Required work
Identify all lines in the listing that include the word "table", and copy them out.

[Begin Data provided]

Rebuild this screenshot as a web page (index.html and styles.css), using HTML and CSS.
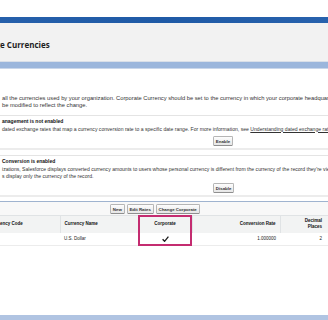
FILE: index.html
```html
<!DOCTYPE html>
<html>
  <head>
    <title>Manage Currencies</title>
    <meta name="viewport" content="width=device-width, initial-scale=1" />
    <link rel="stylesheet" href="styles.css">
  </head>
  <body>
    <div class="page">
      <div class="top-band"></div>
      <div class="title-bar">
        <h1>Manage Currencies</h1>
      </div>
      <div class="low-band"></div>

      <p class="intro">
        all the currencies used by your organization. Corporate Currency should be set to the currency in which your corporate headquarters reports revenue. If your corporate currency changes, the exchange rates should<br />
        be modified to reflect the change.
      </p>

      <div class="section">
        <h2>anagement is not enabled</h2>
        <p>dated exchange rates that map a currency conversion rate to a specific date range. For more information, see <a href="#">Understanding dated exchange rates</a>.</p>
        <div class="actions"><button class="btn">Enable</button></div>
      </div>

      <div class="section">
        <h2>Conversion is enabled</h2>
        <p>izations, Salesforce displays converted currency amounts to users whose personal currency is different from the currency of the record they're viewing.<br />
        s display only the currency of the record.</p>
        <div class="actions"><button class="btn">Disable</button></div>
      </div>

      <div class="list">
        <div class="list-buttons">
          <button class="btn">New</button>
          <button class="btn">Edit Rates</button>
          <button class="btn">Change Corporate</button>
        </div>
        <table>
          <thead>
            <tr>
              <th class="col-code">ency Code</th>
              <th class="col-name">Currency Name</th>
              <th class="col-corp">Corporate</th>
              <th class="col-rate">Conversion Rate</th>
              <th class="col-dec">Decimal<br />Places</th>
            </tr>
          </thead>
          <tbody>
            <tr>
              <td class="col-code"></td>
              <td class="col-name">U.S. Dollar</td>
              <td class="col-corp">
                <svg class="check" width="7" height="6" viewBox="0 0 7 6"><path d="M0.6 3.2 L2.6 5.3 L6.4 0.6" fill="none" stroke="#1a1a1a" stroke-width="1.3"/></svg>
              </td>
              <td class="col-rate">1.000000</td>
              <td class="col-dec">2</td>
            </tr>
          </tbody>
        </table>
        <div class="highlight"></div>
      </div>

      <div class="bottom-band"></div>
    </div>
  </body>
</html>
```

FILE: styles.css
```css
body {
  margin: 0;
  padding: 0;
  background: #fff;
  color: #222;
  font-family: "Liberation Sans", Arial, sans-serif;
  overflow: hidden;
}

.page {
  height: 320px;
  display: flex;
  flex-direction: column;
  overflow: hidden;
}

.top-band {
  margin-top: 17px;
  height: 6px;
  background: linear-gradient(to right, #2660ab, #1f5aa6 50%, #2862ad);
}

.title-bar {
  height: 39px;
  background: #f2f2f2;
  border-bottom: 1px solid #d9dfe8;
  box-sizing: border-box;
}

h1 {
  margin: 17px 0 0 -27px;
  font-family: "Open Sans", "Liberation Sans", sans-serif;
  font-size: 8px;
  line-height: 10px;
  font-weight: 700;
  color: #1e1e1e;
  white-space: nowrap;
}

.low-band {
  height: 6px;
  background: #9bb6dc;
  border-bottom: 1px solid #c9d6ea;
}

p,
h2 {
  margin: 0;
  padding-left: 2px;
  font-size: 5.1px;
  line-height: 7px;
  white-space: nowrap;
}

.intro {
  margin-top: 26px;
  font-size: 5.75px;
  color: #333;
}

.section {
  margin-top: 6px;
  padding: 1.5px 0 2px;
  border-top: 1px solid #e4e4e4;
  border-bottom: 2px solid #ececec;
}

.section + .section {
  margin-top: 5px;
}

.section h2 {
  font-size: 5px;
  font-weight: 700;
  color: #111;
}

.section p {
  margin-top: 1px;
  color: #333;
}

.section a {
  color: #333;
}

.actions {
  display: flex;
  padding-left: 213px;
  margin-top: 3.5px;
}

.btn {
  font-family: "Liberation Sans", Arial, sans-serif;
  font-size: 4.4px;
  font-weight: 700;
  line-height: 5px;
  color: #333;
  padding: 1.5px 1.8px;
  margin: 0;
  border: 1px solid #b5b5b5;
  border-bottom-color: #8f8f8f;
  border-radius: 1.5px;
  background: linear-gradient(#fdfdfd, #e6e6e6);
  cursor: pointer;
}

.list {
  position: relative;
  margin-top: 4px;
  border-top: 1px solid #9fb3cf;
}

.list-buttons {
  display: flex;
  gap: 2px;
  padding: 2px 0 1px 110px;
  background: #f8f8f8;
}

table {
  width: 328px;
  border-collapse: collapse;
  table-layout: fixed;
  font-size: 4.5px;
}

th,
td {
  box-sizing: border-box;
  padding: 0;
}

th {
  background: #f2f3f3;
  font-weight: 700;
  color: #111;
  height: 17px;
  line-height: 6px;
  border-top: 1px solid #e0e3e5;
  border-left: 1px solid #e0e3e5;
}

td {
  height: 13px;
  color: #222;
  border-bottom: 1px solid #ececec;
}

.col-code {
  width: 60px;
  text-align: left;
  border-left: none;
}

.col-name {
  width: 78px;
  text-align: left;
  padding-left: 4px;
}

.col-corp {
  width: 54px;
  text-align: center;
}

.check {
  display: block;
  margin: 0 auto;
}

.col-rate {
  width: 88px;
  text-align: right;
  padding-right: 4px;
}

.col-dec {
  text-align: right;
  padding-right: 6px;
}

.highlight {
  position: absolute;
  left: 138px;
  top: 13px;
  width: 54px;
  height: 31px;
  border: 2px solid #c42c70;
  box-sizing: border-box;
  pointer-events: none;
}

.bottom-band {
  margin-top: auto;
  height: 5px;
  background: #b0c4e2;
}
```
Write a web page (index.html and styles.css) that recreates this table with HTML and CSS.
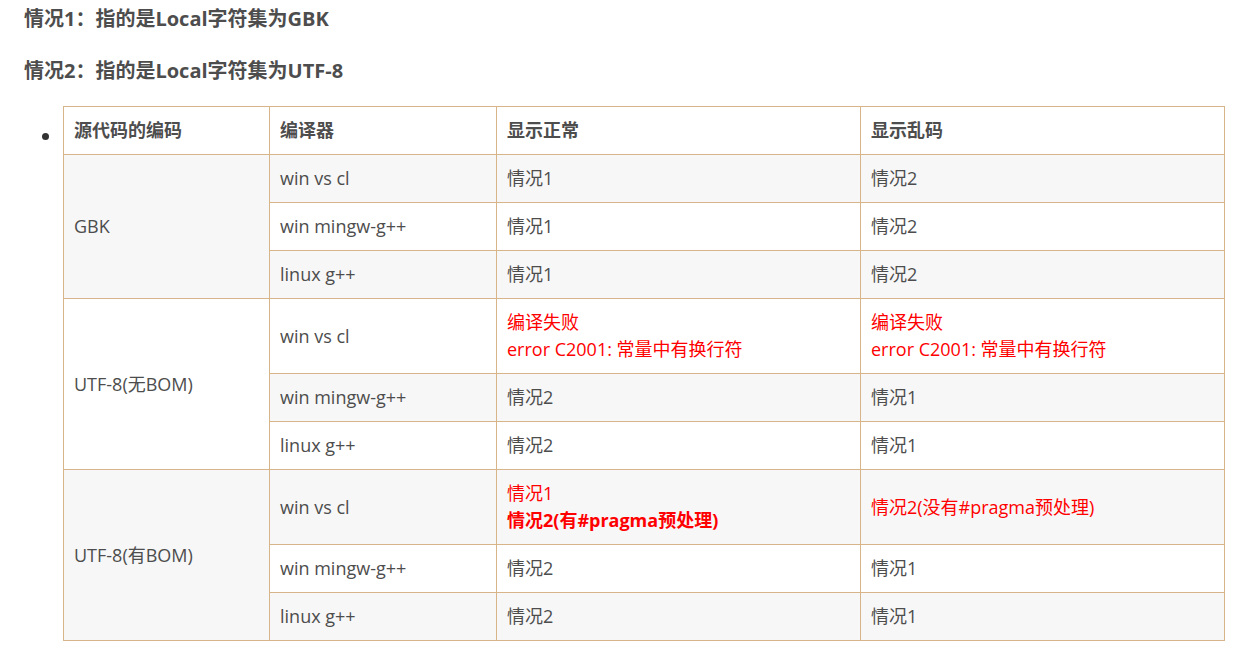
FILE: index.html
```html
<!DOCTYPE html>
<html lang="zh-CN">
<head>
<meta charset="utf-8">
<link rel="stylesheet" href="styles.css">
</head>
<body>
<div class="page">
  <p class="heading">情况1：指的是Local字符集为GBK</p>
  <p class="heading">情况2：指的是Local字符集为UTF-8</p>
  <ul class="list">
    <li>
      <table class="enc">
        <colgroup>
          <col class="c1"><col class="c2"><col class="c3"><col class="c4">
        </colgroup>
        <thead>
          <tr><th>源代码的编码</th><th>编译器</th><th>显示正常</th><th>显示乱码</th></tr>
        </thead>
        <tbody>
          <tr><td rowspan="3">GBK</td><td>win vs cl</td><td>情况1</td><td>情况2</td></tr>
          <tr><td>win mingw-g++</td><td>情况1</td><td>情况2</td></tr>
          <tr><td>linux g++</td><td>情况1</td><td>情况2</td></tr>
          <tr><td rowspan="3">UTF-8(无BOM)</td><td>win vs cl</td><td class="red">编译失败<br>error C2001: 常量中有换行符</td><td class="red">编译失败<br>error C2001: 常量中有换行符</td></tr>
          <tr><td>win mingw-g++</td><td>情况2</td><td>情况1</td></tr>
          <tr><td>linux g++</td><td>情况2</td><td>情况1</td></tr>
          <tr><td rowspan="3">UTF-8(有BOM)</td><td>win vs cl</td><td class="red">情况1<br><strong>情况2(有#pragma预处理)</strong></td><td class="red">情况2(没有#pragma预处理)</td></tr>
          <tr><td>win mingw-g++</td><td>情况2</td><td>情况1</td></tr>
          <tr><td>linux g++</td><td>情况2</td><td>情况1</td></tr>
        </tbody>
      </table>
    </li>
  </ul>
</div>
</body>
</html>
```
FILE: styles.css
```css
html, body {
  margin: 0;
  padding: 0;
  background: #ffffff;
}

body {
  font-family: "Open Sans", "Noto Sans CJK SC", sans-serif;
  color: #4d4d4d;
  font-size: 18px;
}

.page {
  padding: 0 15px 0 24px;
}

.heading {
  margin: 0;
  font-size: 20px;
  font-weight: 700;
  line-height: 30px;
  color: #4d4d4d;
  padding-top: 4px;
  height: 48px;
}

.heading + .heading {
  padding-top: 4px;
  height: 50px;
}

.list {
  margin: 0;
  padding: 0 0 0 39px;
}

.list li {
  list-style: disc;
}

.list li::marker {
  color: #333333;
  font-size: 20px;
}

.enc {
  border-collapse: collapse;
  width: 1162px;
  table-layout: fixed;
  font-size: 18px;
  line-height: 27px;
}

.c1 { width: 206px; }
.c2 { width: 227px; }
.c3 { width: 364px; }
.c4 { width: 364px; }

.enc th,
.enc td {
  border: 1px solid #d7b589;
  padding: 10px 10px;
  text-align: left;
  vertical-align: middle;
  color: #4d4d4d;
}

.enc th {
  font-weight: 700;
  background: #ffffff;
}

.enc tbody tr:nth-child(odd) {
  background: #f7f7f7;
}

.enc tbody tr:nth-child(even) {
  background: #ffffff;
}

.enc td.red {
  color: #ff0000;
}

.enc td.red strong {
  font-weight: 700;
}
```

[End Data provided]

Written answer
        <table>
        </table>
table {
  table-layout: fixed;
Write a web page (index.html and styles.css) that recreates this table with HTML and CSS.
      <table class="enc">
      </table>
  table-layout: fixed;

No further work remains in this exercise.